My question now is if there exist similarity measures in literature for this task. If there is even a java implementation for them I would appreciate this even more.

UPDATE:

There exist a large amount of measures for String similarity (e.g. Levenshtein measure), but I could not find something equivalent for numbers.

The goal is to use this in a matching system which should return the similarity of two database rows between 0 and 1.

Thank you in advance!

user1729603
  • 73
  • 1
  • 8
  • similarity measure, you mean subtracting one from another and getting absolute value ? – Eddie Martinez Jul 08 '14 at 17:56
  • Can you provide additional details as to what you are using this for? It's a rather odd question as the similarity between two numbers needs to be defined using some sort of constraint. Eduardo suggests on such constraint above, distance. – Sesame Jul 08 '14 at 18:06
  • A note to keep in mind, distance and similarity are inverses. Low distance = high similarity. – pbible Jul 08 '14 at 18:11
  • Maybe you can consider the numbers (or sequences of numbers) as Strings, then you might have a look at this: http://en.wikipedia.org/wiki/Levenshtein_distance – Renato Jul 08 '14 at 18:26
  • Actually, I am looking for something like Levenshtein distance for numbers ;-). So I want to know if there are standardized ways of computing the similarity between two numbers or a set of numbers. Of course I can come up with a lot of add-hoc methodologies like Min(a,b) / Max(a,b) or something like that. However, I would like to know if there are standard ways of doing this that I can use as references. – user1729603 Jul 08 '14 at 18:33
  • There is a vast amount of literature of computing the similarity of strings - however, I have not found good sources for similarities about numbers! – user1729603 Jul 08 '14 at 18:36
  • What is the purpose? There may be domain-specific ideas. – Patricia Shanahan Jul 08 '14 at 18:50
  • The propose is to build a matching system for databases which returns a confidence value how similar two e.g. database rows are. – user1729603 Jul 08 '14 at 22:31
  • So the proposed approach would have to return reasonable results for any arbitrary number set. – user1729603 Jul 08 '14 at 22:32
  • When do you consider two numbers similar? If they are within 1%? If they are less than 100 apart? You could try with absolute difference, or take their ratio, or use logarithms, or do levensthein on their bit patterns. – tobias_k Jul 09 '14 at 09:08

1 Answers1

1

The bad news, as you pointed out, is that it has to work for arbitrary number sets. The good news is that you do have a sample from the number set.

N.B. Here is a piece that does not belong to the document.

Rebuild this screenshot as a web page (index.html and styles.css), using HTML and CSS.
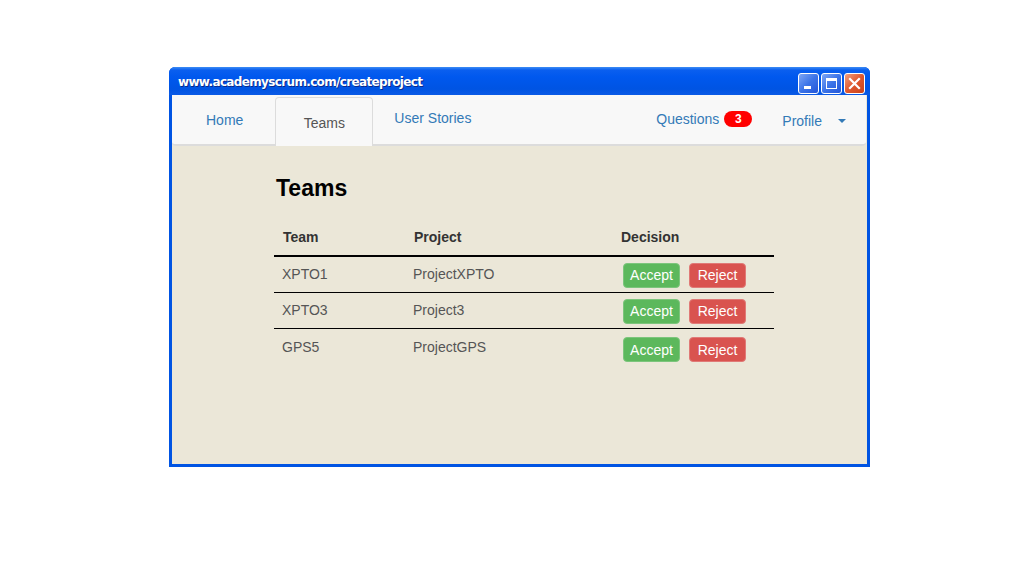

You need to take into account the range and distribution of numbers in the whole column.

Suppose row A has value 1 in a particular column, and row B has value 3. Consider two different cases:

  1. All rows have value 1, 2, or 3, with roughly equal frequency. In this case, row A and row B are dissimilar in that column.
  2. All rows have values from the range 1 through 100, again with roughly equal frequency. Now row A and row B are quite similar in that column - most pairs of rows have values that differ by more than 2.

In the context of a database you may have additional information about the database design that should inform your row similarity measure. Even without that, you can look at the distribution of numbers in a numeric column and ask "What is the probability of two independent rows being this similar in this column by chance?".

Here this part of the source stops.